企業活動のインパクト、評価方法はまだ発展途上(写真=Shutterstock)
企業活動のインパクト、評価方法はまだ発展途上(写真=Shutterstock)

 本稿では、企業の社会的および持続的なパフォーマンスを、社内外の両面で評価するためのより広範で効率的な新しいフレームワークを提案したい。

 しかし現状では、企業がより環境・社会貢献活動に積極的になるためのインセンティブである株主の影響力は、企業の社会的・環境的パフォーマンスを評価するための既存のアプローチにより制限されている。一般的なフレームワークはあまりにも狭く、主要なステークホルダーの懸念に十分な対処ができていない。

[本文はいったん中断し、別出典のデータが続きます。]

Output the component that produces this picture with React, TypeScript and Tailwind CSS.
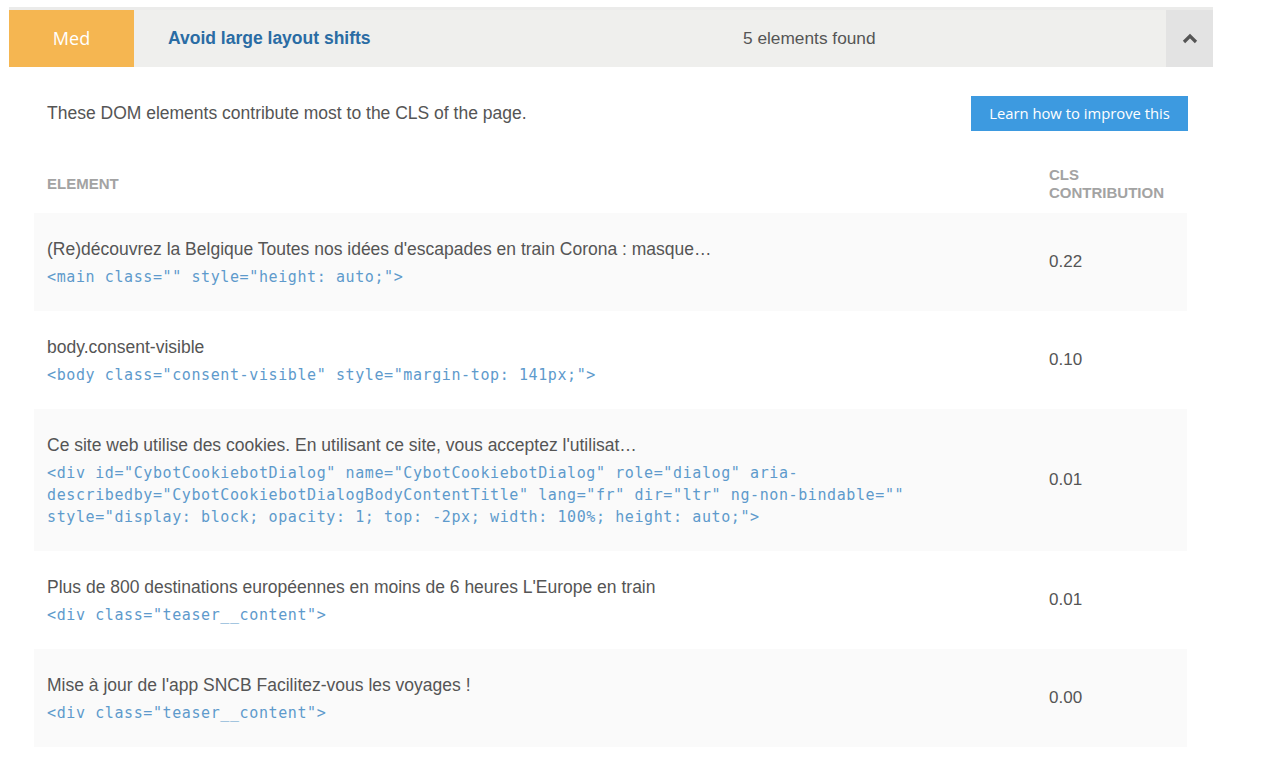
const ROWS = [
  {
    text: "(Re)découvrez la Belgique Toutes nos idées d'escapades en train Corona : masque…",
    code: '<main class="" style="height: auto;">',
    value: '0.22',
    shade: true,
  },
  {
    text: 'body.consent-visible',
    code: '<body class="consent-visible" style="margin-top: 141px;">',
    value: '0.10',
    shade: false,
  },
  {
    text: "Ce site web utilise des cookies. En utilisant ce site, vous acceptez l'utilisat…",
    code: '<div id="CybotCookiebotDialog" name="CybotCookiebotDialog" role="dialog" aria-describedby="CybotCookiebotDialogBodyContentTitle" lang="fr" dir="ltr" ng-non-bindable="" style="display: block; opacity: 1; top: -2px; width: 100%; height: auto;">',
    value: '0.01',
    shade: true,
  },
  {
    text: "Plus de 800 destinations européennes en moins de 6 heures L'Europe en train",
    code: '<div class="teaser__content">',
    value: '0.01',
    shade: false,
  },
  {
    text: "Mise à jour de l'app SNCB Facilitez-vous les voyages !",
    code: '<div class="teaser__content">',
    value: '0.00',
    shade: true,
  },
]

export default function App() {
  return (
    <div className="min-h-screen bg-white pt-[7px] pl-[9px] font-['Liberation_Sans',Arial,sans-serif]">
      <div className="w-[1204px]">
        {/* audit header */}
        <div className="flex h-[60px] border-t-[3px] border-[#ebebea] bg-[#efefed]">
          <div className="flex w-[125px] items-center justify-center bg-[#f5b651] font-['Open_Sans',sans-serif] text-[18px] text-white">
            Med
          </div>
          <div className="flex w-[609px] items-center pl-[34px] text-[17.5px] font-bold text-[#2a6ca4]">
            Avoid large layout shifts
          </div>
          <div className="flex flex-1 items-center text-[17.3px] text-[#555]">5 elements found</div>
          <button className="flex w-[47px] items-center justify-center bg-[#e3e3e3]">
            <svg width="16" height="11" viewBox="0 0 16 11">
              <polyline points="2,9 8,3 14,9" fill="none" stroke="#555" strokeWidth="3.2" />
            </svg>
          </button>
        </div>

        <div className="pl-[25px] pr-[26px]">
          <div className="flex items-center justify-between pt-[29px]">
            <p className="pl-[13px] text-[17.5px] text-[#555]">
              These DOM elements contribute most to the CLS of the page.
            </p>
            <a className="mr-[-1px] flex h-[35px] w-[217px] items-center justify-center bg-[#3d9ae0] font-['Open_Sans',sans-serif] text-[14.8px] text-white">
              Learn how to improve this
            </a>
          </div>

          <table className="w-full border-collapse">
            <thead>
              <tr className="text-left text-[15px] font-bold uppercase leading-[18px] text-[#a3a3a3]">
                <th className="pt-[35px] pb-[11px] pl-[13px] align-middle">Element</th>
                <th className="w-[151px] pt-[35px] pb-[11px] pl-[13px] align-middle">
                  CLS
                  <br />
                  Contribution
                </th>
              </tr>
            </thead>
            <tbody>
              {ROWS.map((r, i) => (
                <tr key={i} className={r.shade ? 'bg-[#fafafa]' : 'bg-white'}>
                  <td className="pt-[24px] pb-[23px] pl-[13px] pr-[6px] align-top">
                    <div className="text-[17.5px] leading-[24px] text-[#555]">{r.text}</div>
                    <div className="mt-[5px] font-['DejaVu_Sans_Mono',monospace] text-[15px] leading-[22px] tracking-[0.6px] text-[#5e9acc]">
                      {r.code}
                    </div>
                  </td>
                  <td className="pl-[13px] align-middle text-[17px] text-[#555]">{r.value}</td>
                </tr>
              ))}
            </tbody>
          </table>
        </div>
      </div>
    </div>
  )
}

 環境 (E)・社会 (S)・ガバナンス (G)のESG評価は、労働関係やサプライチェーン(供給網)の持続可能性など企業内部の業務に焦点を当てているが、企業の製品やサービスが企業外のステークホルダー(利害関係者)に与える影響については十分に考慮していない。一方、インパクト投資は、製品やサービスが貧困層のニーズに応えているかどうかといった、外部の問題に着目しているが、従業員への待遇など企業内の要素を見過ごしている。

 実際には、企業が社会や環境に与える影響は様々な面で認められる。例えば、米テスラは電気自動車を製造し、ライフサイクル全体で温暖化ガス排出量を大幅に削減しているが、同社の労働慣行は疑問視されている。インパクト投資の観点からは高評価を得られるかもしれないが、ESGの観点からは低評価となり、いずれの枠組みも全体像を把握することはできない。

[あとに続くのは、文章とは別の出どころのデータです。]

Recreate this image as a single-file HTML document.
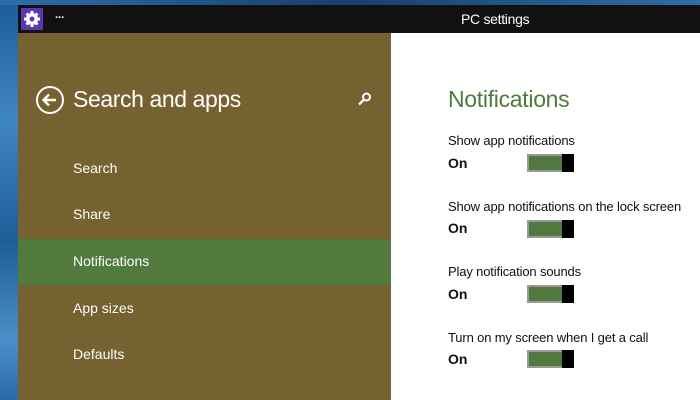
<!DOCTYPE html>
<html><head><style>
*{margin:0;padding:0;box-sizing:border-box}
body{width:700px;height:400px;overflow:hidden;position:relative;background:#fff;font-family:"Liberation Sans",sans-serif}
.desk{position:absolute;left:0;top:0;width:18px;height:400px;background:linear-gradient(180deg,#1a5c9a,#3f86c4 30%,#1d5d98 60%,#4a8fc9 85%,#2a6aa6)}
.top{position:absolute;left:0;top:0;width:700px;height:5px;background:linear-gradient(90deg,#2d6eaa,#16406e 50%,#2e6ea6)}
.bar{position:absolute;left:18px;top:5px;width:682px;height:28px;background:#111}
.gear{position:absolute;left:21px;top:8px;width:22px;height:22px;background:#5a36b0}
.dots{position:absolute;left:55px;top:9px;color:#fff;font-size:11px;font-weight:bold}
.title{position:absolute;left:461px;top:11px;color:#fff;font-size:14px;letter-spacing:-0.3px}
.panel{position:absolute;left:18px;top:33px;width:373px;height:367px;background:#766130}
.hl{position:absolute;left:18px;top:239px;width:373px;height:46px;background:#527a3f}
.h1{position:absolute;left:73px;top:86px;color:#fff;font-size:23px;letter-spacing:-0.4px;white-space:nowrap}
.back{position:absolute;left:36px;top:86px;width:28px;height:28px;border:2px solid #fff;border-radius:50%}
.nav{position:absolute;left:73px;color:#fff;font-size:14px}
.r{position:absolute;left:448px;color:#111;font-size:13px;letter-spacing:-0.15px;white-space:nowrap}
.on{position:absolute;left:448px;color:#111;font-size:14px;font-weight:bold}
.h2{position:absolute;left:448px;top:86px;color:#4f7a3a;font-size:23px;letter-spacing:-0.3px}
.tg{position:absolute;left:527px;width:47px;height:18px;border:2px solid #999;background:#527a3f}
.tg::after{content:"";position:absolute;right:-2px;top:-2px;width:12px;height:18px;background:#000}
</style></head><body>
<div class="desk"></div><div class="top"></div>
<div class="bar"></div>
<div class="gear"><svg width="22" height="22" viewBox="0 0 22 22"><g fill="#fff"><circle cx="11" cy="11" r="6"/><g stroke="#fff" stroke-width="3"><line x1="11" y1="3" x2="11" y2="19"/><line x1="3" y1="11" x2="19" y2="11"/><line x1="5.5" y1="5.5" x2="16.5" y2="16.5"/><line x1="16.5" y1="5.5" x2="5.5" y2="16.5"/></g></g><circle cx="11" cy="11" r="2.5" fill="#5a36b0"/></svg></div>
<div class="dots">...</div>
<div class="title">PC settings</div>
<div class="panel"></div>
<div class="hl"></div>
<div class="back"><svg width="24" height="24" viewBox="0 0 24 24" style="position:absolute;left:0;top:0"><path d="M18 12H6M11 6.5L5.5 12 11 17.5" stroke="#fff" stroke-width="2.4" fill="none"/></svg></div>
<div class="h1">Search and apps</div>
<svg style="position:absolute;left:357px;top:91px" width="16" height="16" viewBox="0 0 16 16"><circle cx="9.5" cy="6" r="3.5" stroke="#fff" stroke-width="2" fill="none"/><line x1="7" y1="8.5" x2="2" y2="13.5" stroke="#fff" stroke-width="2.4"/></svg>
<div class="nav" style="top:160px">Search</div>
<div class="nav" style="top:206px">Share</div>
<div class="nav" style="top:253px">Notifications</div>
<div class="nav" style="top:300px">App sizes</div>
<div class="nav" style="top:346px">Defaults</div>
<div class="h2">Notifications</div>
<div class="r" style="top:133px">Show app notifications</div><div class="on" style="top:155px">On</div><div class="tg" style="top:154px"></div>
<div class="r" style="top:199px">Show app notifications on the lock screen</div><div class="on" style="top:220px">On</div><div class="tg" style="top:220px"></div>
<div class="r" style="top:264px">Play notification sounds</div><div class="on" style="top:286px">On</div><div class="tg" style="top:285px"></div>
<div class="r" style="top:330px">Turn on my screen when I get a call</div><div class="on" style="top:351px">On</div><div class="tg" style="top:350px"></div>
</body></html>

 その結果、どちらのアプローチにも不満が募っている。テスラが最近、米S&P500種株価指数のESGインデックス採用銘柄から除外されたことで、CEO(最高経営責任者)のイーロン・マスクはESG評価を「とんでもない詐欺」と言った。インパクト投資に対する批判により、一部の大手資産運用会社はインパクトファンドの表現を抑え、リブランドすることを余儀なくされた。

 今こそ、インパクトを評価するための統合的なフレームワーク、つまり企業の社会的・環境的パフォーマンスの外部的側面と内部的側面の両方を考慮したフレームワークが必要である。そうしてこそ、経営者や投資家は正確な評価ができ、複雑なグローバル課題に取り組むよう企業に影響を与えることができる。

インパクトへの統合的アプローチ

 我々は数十年にわたり社会的・環境的に持続的なビジネスの指導と研究をしてきた。その経験をもとに、企業のインパクトパフォーマンスを評価し、ベンチマークを置く包括的なアプローチを提供している。これは企業が社会と環境に変化をもたらすために用いることができる4つの手段に基づいている。各手段それぞれ特徴はあるものの、真の価値は4つ全てを考慮することで生まれる。企業がインパクトを与える全ての方法を把握することで、我々のフレームワークは資本の流れを持続可能なビジネスへと導くことに役立つだろう。

 この包括的なフレームワークを開発するために、我々はまずインパクトの意味について共通の理解を持つことから始めた。インパクト・マネジメント・プロジェクト(IMP)では、インパクトを「組織によってもたらされる結果の変化。 インパクトには <正><負><予期されたもの><予期されないもの> が含まれる」と定義している。

 インパクトを管理するには、人と地球に与えるプラスとマイナスの影響を特定し、プラスを増やしてマイナスを減らさなくてはならない。企業にとって、取り組みが人々の生活や地球の健康の向上につながって初めてインパクトをもたらすことができる。

 どのような成果をインパクトとして見なせるのか。国連の「持続可能な開発目標(SDGs)」には、健康とウェルビーイング、高い教育、男女平等、清潔な水と衛生、安価でクリーンなエネルギー、適切な労働と経済成長などの包括的な目標が掲げられており、指針として使用することができる。